Mayor of Białystok
- In office 1986–1989
- Preceded by: Tadeusz Naczas
- Succeeded by: Jerzy Czaban

Personal details
- Born: 16 February 1950 Białystok, Polish People's Republic
- Died: 28 June 1996 (aged 46) Białystok, Poland
- Resting place: Białystok Municipal Cemetery
- Party: Polish United Workers' Party
- Alma mater: University of Warsaw
- Profession: Politician

= Zbigniew Zdrojewski =

Polish politician (1950–1996)

Zbigniew Zdrojewski (February 16, 1950 – June 28, 1996) was a Polish politician who served as vice mayor of Białystok from 1984–1986 and subsequently Mayor of Białystok from 1986 to 1989.

==Biography==
Born in 1950, Zdrojewski graduated with a concentration in Management and Organization from the University of Warsaw and the Institute of Organization and Management of the Polish Academy of Sciences. From 1975, he worked at the Branch Organization and Standardization Center at the Voivodeship Board of Municipal and Housing Economy in Białystok and at the Scientific Research Center.
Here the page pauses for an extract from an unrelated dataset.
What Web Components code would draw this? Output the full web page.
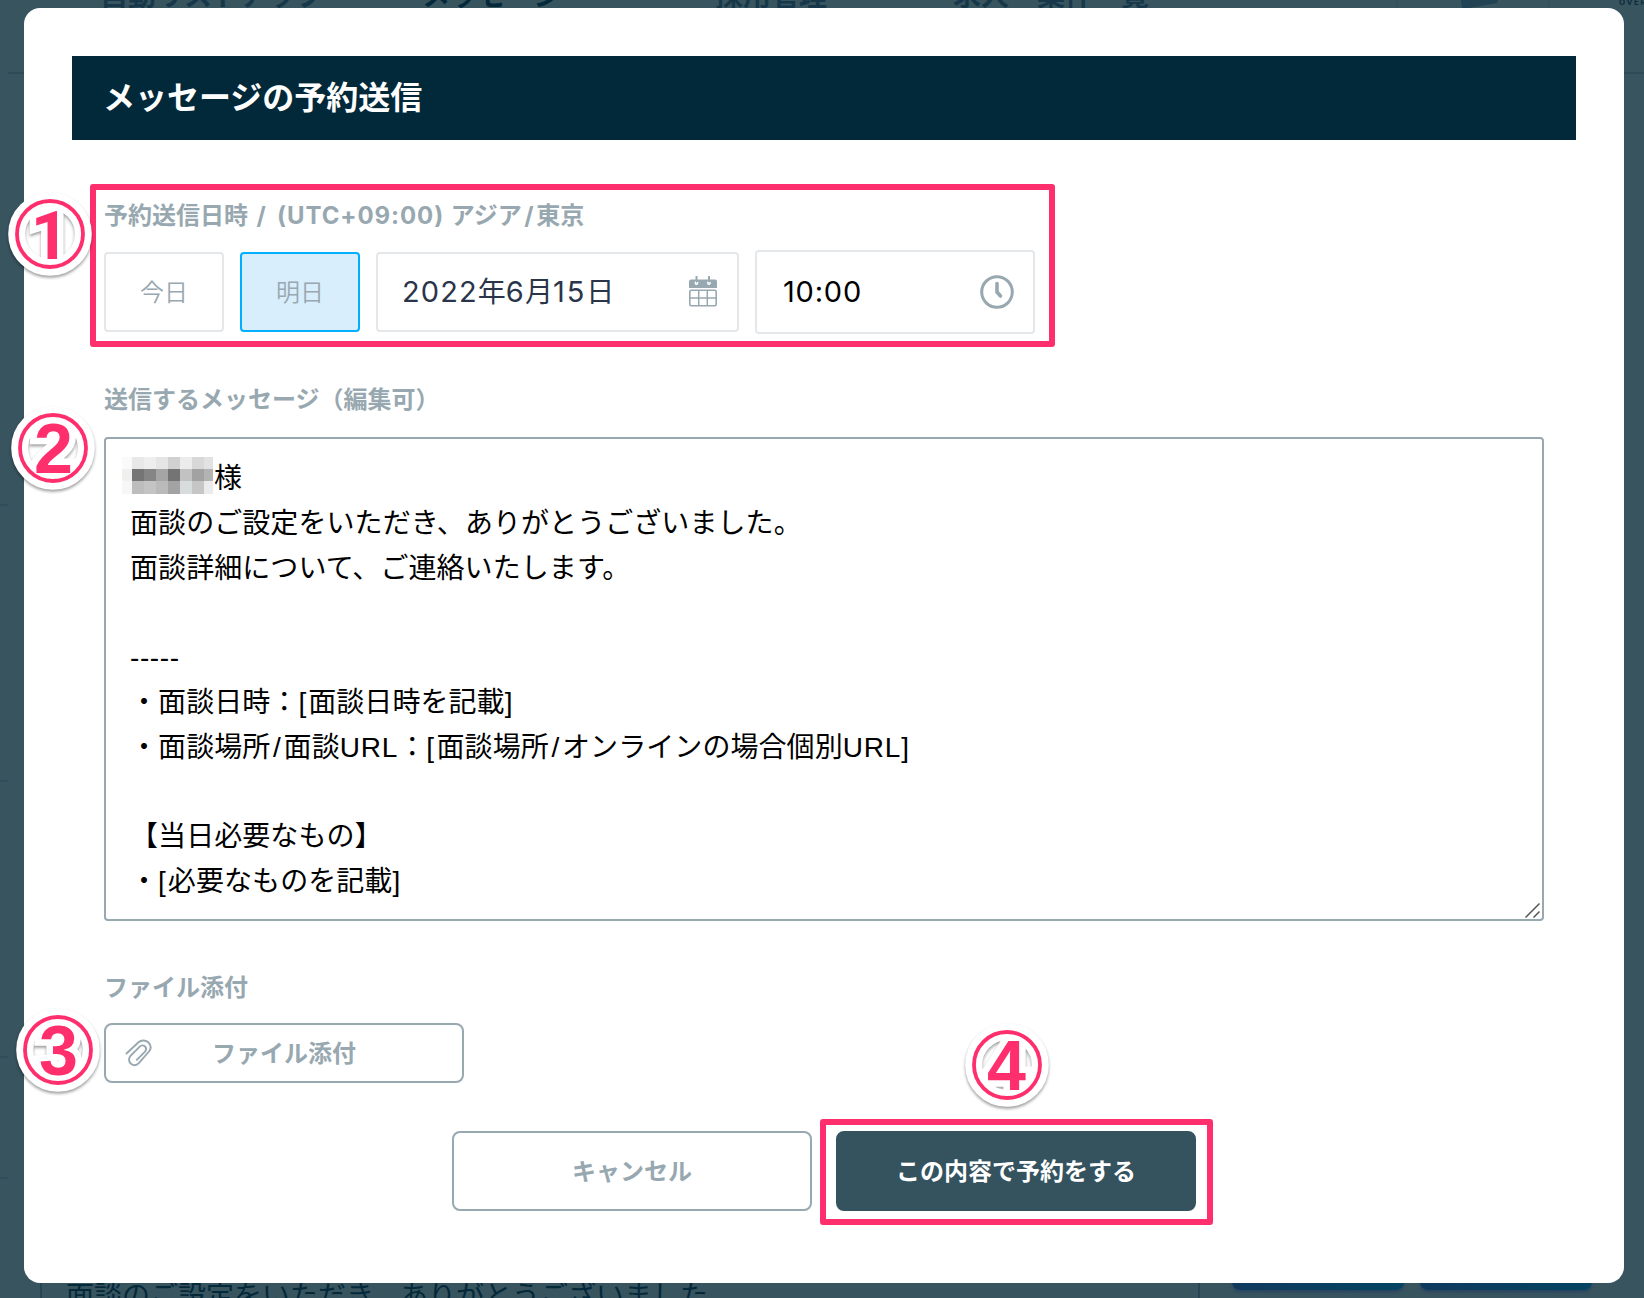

In 1978, he was employed at the Białystok City Hall, also serving as a local planner and participant in the experimental program "Social Housing Estate System". He was a member of the executive committee of the POP PZPR (Polish United Workers' Party) at the Białystok City Hall. On January 1st, 1980 he became the chairman of the Municipal Planning Commission. On December 20, 1984, he became Vice Mayor of Białystok, and on June 26, 1986, Mayor of the city. A day later, Voivode Marian Gała confirmed his appointment. He held this position until June 1, 1989, when he resigned during the political changes that took part at the end of the communist regime, being succeeded by Jerzy Czaban. In 1987, he was one of the founders of the Ludwik Zamenhof Foundation. In the 1990s, following the end of the communist regime, he worked at an advertising and publishing agency.

He was buried at the Białystok Municipal Cemetery.